Lucynko posiałam rzeczywiście sporo i ciągle zapominam, że za chwilę trzeba będzie zwielokrotnić miejsce, bo rośliny trzeba pikować. Mam jednak nadzieję rzeczywiście na wczesną wiosnę i pikowanie rozsad już w tunelu, a jak nie to znowu na Wielkanocnym stole zamiast rzeżuchy będą rozsady
Z Twoimi sieweczkami nie mam co konkurować ale opowiadam moim jak to inni mają
Jak to dobrze, że fruwający dach nie poczynił szkód, bo dziwny był ten wiatr, u mnie niczego nie przestawił. kiedyś były inne wiatry bo ciągle musiałam poprawiać folię na tunelu a teraz nic nie musiałam.
Dziękuję za życzenia które się spełniły i słoneczko świeci a sieweczki na to jak na lato...no na wiosnę

Wzajemnie zdróweczka kochana
Seba i ja się nie mogę doczekać kwitnienia

Sadzę odmianami w grupach, jedynie gratisowy mix sadzę razem i zostawiam tak. Pogoda już się poprawiła więc korzystamy z niej!
Martusiu dziękuję że czuwasz, oczywiście to bez koralowy i już poprawiłam.

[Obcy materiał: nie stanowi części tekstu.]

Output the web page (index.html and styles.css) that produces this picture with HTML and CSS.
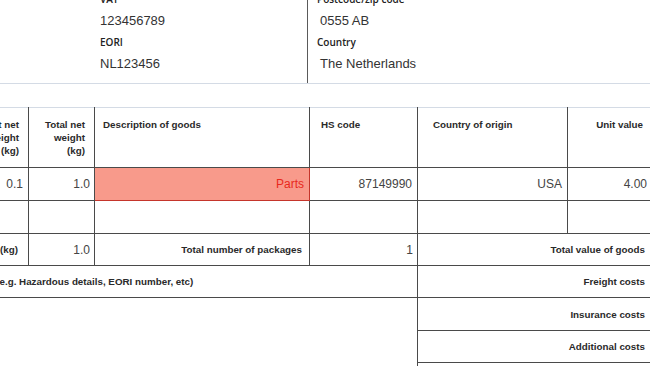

Kupiłam w jednej partii lata temu taką kalinę odmianową i ten bez...no i ciągle wraca do mnie mylenie ich. Coraz rzadziej ale jednak jeszcze a teraz w dodatku dochodzi SKS
Jednak do wiatru przyłączyły się śnieżyce i mrozik ale wszystko na szczęście trwało krótko. W prognozie ciągle widzę ochłodzenie, ocieplenie, ochłodzenie... itd
Nie obserwuje podobnego zjawiska u swoich starych ciemierników, ale odmianowe bardzo dziwnie się zachowują.
Dziękuję i życzę ciepła wraz z szybką wiosną
Natalko hiacyncik jest mięciutki i nie podsycha nawet mimo że kilka razy minusy go dziabnęły, nawet -7.
Mam te żonkile kilka lat, ale nie rozrastają się.
Julciu u mnie jednak większość dni z nocnymi przymrozkami i rano sikorki dostawały swoją porcję, która w mig znikała...to co im będę żałować. Jak tylko mnie widziały to niepokojąco krążyły wokół pustych 2 karmników. Pogoda w przysłowiową kratkę i mam wszystko śnieg, deszcz, mróz, wiosenne ciepło, szarość i piękne słońce!
Dzisiaj mam zamiar posiać rzodkiewkę w tunelu, a sałatki kiełkują na parapecie. Też nakryję włókniną szczególnie na noce.
Julciu sieweczki będą inne i na pewno ciekawe, a z siewek będą kolejne krzyżówki. Cieszę się!
U mnie wiatr nic nie napsocił i mam nadzieję że działkę Twoją też ominął.
Widok zmieniał się jak w kalejdoskopie i po białych wichurkach nastała ładna słoneczna pogoda
Jak to tak...nic nie siać

Zdrówka i miłej soboty
Danusiu jak nie ma mrozów nie ma konieczności dokarmiania, ale jak się zacznie to trzeba to robić. Anglicy dokarmiają ptaki w ogrodach cały rok mimo, że u nich o mróz jeszcze trudniej. U Ciebie z głodu zjadają nasiona, a ja muszę obcinać bo z wygody zostawiają wszystko na krzakach skoro dostają na talerzu
Iwonko 1 Rzeczywiście bez szybko przyrastał, ale u mnie bo U Beatki rósł powoli więc zależy od podłoża, miejsca i pewnie wielu innych czynników. Ja z roślinami na pniu skończyłam...u mnie one nie chcą róść! Ostatnio pożegnałam wiąz na pniu mimo podlewania i nie chce więcej nadziei. Na oczara choruję
Iwonko z tymi przesadzeniami to dramat...ciągle człowiek dodaje sobie pracy jakby codziennej nie miał
Serdecznie Cię przytulam i życzę zdrówka
Każdy facet ma swój ulubiony bar!
Polując na słońce upolowałam stalowego ptaka!
Dziękuję za odwiedziny i życzę milutkiej soboty!